> _Interface markup and scripts_
#####

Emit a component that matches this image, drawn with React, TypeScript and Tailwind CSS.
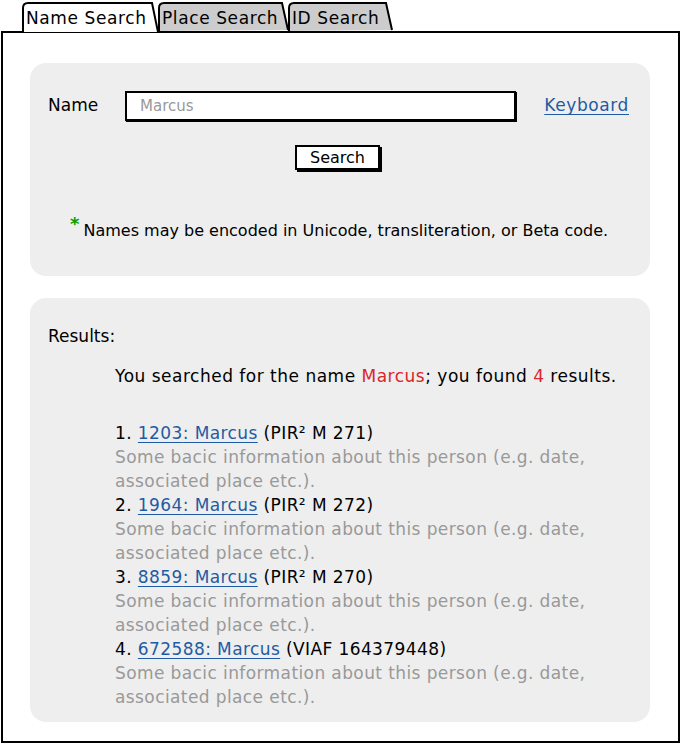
import React from 'react';

const results = [
  { n: 1, id: '1203', ref: 'PIR² M 271' },
  { n: 2, id: '1964', ref: 'PIR² M 272' },
  { n: 3, id: '8859', ref: 'PIR² M 270' },
  { n: 4, id: '672588', ref: 'VIAF 164379448' },
];

function Tab({ label, active, width, z }: { label: string; active?: boolean; width: number; z: string }) {
  return (
    <div className={`relative h-[31px] ${z}`} style={{ width }}>
      <svg className="absolute inset-0" width={width} height={31} viewBox={`0 0 ${width} 31`}>
        <path
          d={`M1 ${active ? 31 : 30} L1 7 Q1 2 6 2 L${width - 7} 2 L${width - 1} ${active ? 31 : 29}`}
          fill={active ? '#ffffff' : '#cccccc'}
          stroke="#000"
          strokeWidth="2"
        />
      </svg>
      <span className="relative block pl-[4px] pt-[6px] text-[17px] tracking-[0.6px] leading-[22px] text-black">{label}</span>
    </div>
  );
}

export default function App() {
  return (
    <div className="w-[681px] h-[745px] bg-white font-['DejaVu_Sans',sans-serif] text-[17px] text-black">
      {/* Tabs */}
      <div className="flex pl-[22px] pt-[1px] h-[33px] -mb-[2px] relative">
        <Tab label="Name Search" active width={137} z="z-30" />
        <Tab label="Place Search" width={131} z="z-10 -ml-[1px]" />
        <Tab label="ID Search" width={105} z="z-0 -ml-[1px]" />
      </div>

      {/* Frame */}
      <div className="ml-[1px] w-[679px] h-[712px] border-2 border-black pt-[30px] pl-[27px] flex flex-col gap-[22px]">
        {/* Search panel */}
        <div className="w-[620px] h-[213px] bg-[#eeeeee] rounded-[16px] pt-[28px] pl-[18px] pr-[21px]">
          <div className="flex items-center h-[30px]">
            <span className="w-[77px]">Name</span>
            <div className="w-[391px] h-[30px] border-2 border-black bg-white flex items-center pl-[13px] text-[15px] text-[#999999] shadow-[1px_1px_0_#000]">
              Marcus
            </div>
            <a className="ml-auto text-[#1f5ba3] underline underline-offset-[3px] tracking-[0.6px]">Keyboard</a>
          </div>
          <div className="flex justify-center mt-[24px] pr-[2px]">
            <button className="w-[85px] h-[25px] border-2 border-black bg-white text-[16px] leading-[20px] shadow-[2px_2px_0_#000]">
              Search
            </button>
          </div>
          <div className="mt-[49px] pl-[22px] text-[16px] flex">
            <span className="text-[#00a000] text-[18px] leading-[10px] mr-[4px] font-bold">*</span>
            <span>Names may be encoded in Unicode, transliteration, or Beta code.</span>
          </div>
        </div>

        {/* Results panel */}
        <div className="w-[620px] h-[424px] bg-[#eeeeee] rounded-[16px] pt-[26px] pl-[18px]">
          <div className="leading-[24px]">Results:</div>
          <div className="pl-[67px] mt-[16px] leading-[24px] tracking-[0.4px]">
            <div className="tracking-[0.5px]">
              You searched for the name <span className="text-[#d9262c]">Marcus</span>; you found{' '}
              <span className="text-[#d9262c]">4</span> results.
            </div>
            <div className="mt-[33px]">
              {results.map(r => (
                <div key={r.n}>
                  <div>
                    {r.n}.{' '}
                    <a className="text-[#1f5ba3] underline underline-offset-[3px]">
                      {r.id}: Marcus
                    </a>{' '}
                    ({r.ref})
                  </div>
                  <div className="text-[#999999] w-[480px]">
                    Some bacic information about this person (e.g. date, associated place etc.).
                  </div>
                </div>
              ))}
            </div>
          </div>
        </div>
      </div>
    </div>
  );
}
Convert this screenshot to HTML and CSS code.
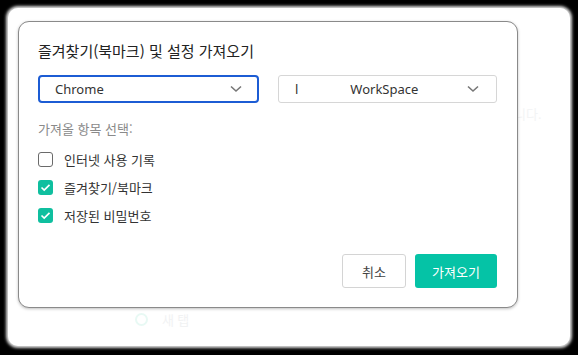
FILE: index.html
```html
<!DOCTYPE html>
<html lang="ko">
<head>
<meta charset="utf-8">
<link rel="stylesheet" href="styles.css">
</head>
<body>
<div class="frame">
  <span class="bg-text bg-text-1">니다.</span>
  <span class="bg-item"><span class="bg-dot"></span>새 탭</span>
  <div class="dialog">
    <h1 class="title">즐겨찾기(북마크) 및 설정 가져오기</h1>
    <div class="selects">
      <div class="select active">
        <span class="select-text">Chrome</span>
        <svg class="chev" width="12" height="8" viewBox="0 0 12 8"><path d="M1 1.5 L6 6 L11 1.5" fill="none" stroke="#777" stroke-width="1.6"/></svg>
      </div>
      <div class="select">
        <span class="select-text">l<span class="gap"></span>WorkSpace</span>
        <svg class="chev" width="12" height="8" viewBox="0 0 12 8"><path d="M1 1.5 L6 6 L11 1.5" fill="none" stroke="#777" stroke-width="1.6"/></svg>
      </div>
    </div>
    <p class="label">가져올 항목 선택:</p>
    <ul class="options">
      <li class="option"><span class="box"></span>인터넷 사용 기록</li>
      <li class="option"><span class="box checked"><svg width="11" height="9" viewBox="0 0 11 9"><path d="M1.5 4.5 L4.2 7 L9.5 1.8" fill="none" stroke="#fff" stroke-width="1.7"/></svg></span>즐겨찾기/북마크</li>
      <li class="option"><span class="box checked"><svg width="11" height="9" viewBox="0 0 11 9"><path d="M1.5 4.5 L4.2 7 L9.5 1.8" fill="none" stroke="#fff" stroke-width="1.7"/></svg></span>저장된 비밀번호</li>
    </ul>
    <div class="actions">
      <button class="btn btn-cancel">취소</button>
      <button class="btn btn-primary">가져오기</button>
    </div>
  </div>
</div>
</body>
</html>
```
FILE: styles.css
```css
html, body {
  margin: 0;
  padding: 0;
  background: #000;
  width: 578px;
  height: 355px;
  overflow: hidden;
  font-family: "Noto Sans", "Noto Sans CJK KR", sans-serif;
}
.frame {
  position: relative;
  margin: 8px 0 0 8px;
  width: 562px;
  height: 338px;
  background: #fff;
  border-radius: 10px;
  box-shadow: 0 0 3px 2px #ddd;
  padding: 13px 0 0 10px;
  box-sizing: border-box;
}
.bg-text {
  position: absolute;
  color: #f3f4f5;
  font-size: 13px;
}
.bg-text-1 { left: 506px; top: 96px; }
.bg-item {
  position: absolute;
  left: 127px;
  top: 302px;
  display: flex;
  align-items: center;
  gap: 14px;
  color: #f1f2f3;
  font-size: 13px;
}
.bg-dot {
  width: 9px;
  height: 9px;
  border: 2.5px solid #e8f9f4;
  border-radius: 50%;
}
.dialog {
  position: relative;
  width: 500px;
  height: 287px;
  box-sizing: border-box;
  border: 1px solid #8a8a8a;
  border-radius: 11px;
  box-shadow: 0 1px 3px rgba(0,0,0,0.25);
  background: #fff;
  padding: 18px 20px 0 19px;
  display: flex;
  flex-direction: column;
}
.title {
  margin: 0;
  font-size: 15px;
  font-weight: 400;
  color: #222;
  line-height: 22px;
  font-family: "Noto Sans CJK KR", sans-serif;
}
.selects {
  display: flex;
  gap: 19px;
  margin-top: 13px;
}
.select {
  box-sizing: border-box;
  width: 220px;
  height: 28px;
  border: 1px solid #d6d6d6;
  border-radius: 3px;
  display: flex;
  align-items: center;
  justify-content: space-between;
  padding: 0 17px 0 16px;
  font-size: 13px;
  color: #333;
}
.select.active {
  width: 222px;
  border: 2px solid #1c5cd4;
  border-radius: 4px;
  padding-left: 15px;
  padding-right: 15px;
}
.gap { display: inline-block; width: 52px; }
.chev { display: block; }
.label {
  margin: 17px 0 0;
  font-size: 13px;
  color: #8a8a8a;
  line-height: 18px;
  font-family: "Noto Sans CJK KR", sans-serif;
}
.options {
  list-style: none;
  margin: 12px 0 0;
  padding: 0;
  display: flex;
  flex-direction: column;
  gap: 10px;
}
.option {
  display: flex;
  align-items: center;
  gap: 11px;
  height: 18px;
  font-size: 13px;
  color: #333;
  font-family: "Noto Sans CJK KR", sans-serif;
}
.box {
  box-sizing: border-box;
  width: 15px;
  height: 15px;
  border: 1.5px solid #6a6a6a;
  border-radius: 3px;
  display: flex;
  align-items: center;
  justify-content: center;
}
.box.checked {
  border: none;
  background: #0fbf9f;
}
.actions {
  display: flex;
  justify-content: flex-end;
  gap: 9px;
  margin-top: auto;
  margin-bottom: 19px;
}
.btn {
  height: 34px;
  border-radius: 3px;
  font-size: 13px;
  font-family: "Noto Sans CJK KR", sans-serif;
  cursor: pointer;
}
.btn-cancel {
  width: 64px;
  background: #fff;
  border: 1px solid #d4d4d4;
  color: #444;
}
.btn-primary {
  width: 82px;
  background: #05c3a6;
  border: none;
  color: #fff;
}
```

#####

> _Task goal_
List the lines that contain the word "code".

> _Solution for this task_
            <span>Names may be encoded in Unicode, transliteration, or Beta code.</span>
Convert this screenshot to HTML and CSS code.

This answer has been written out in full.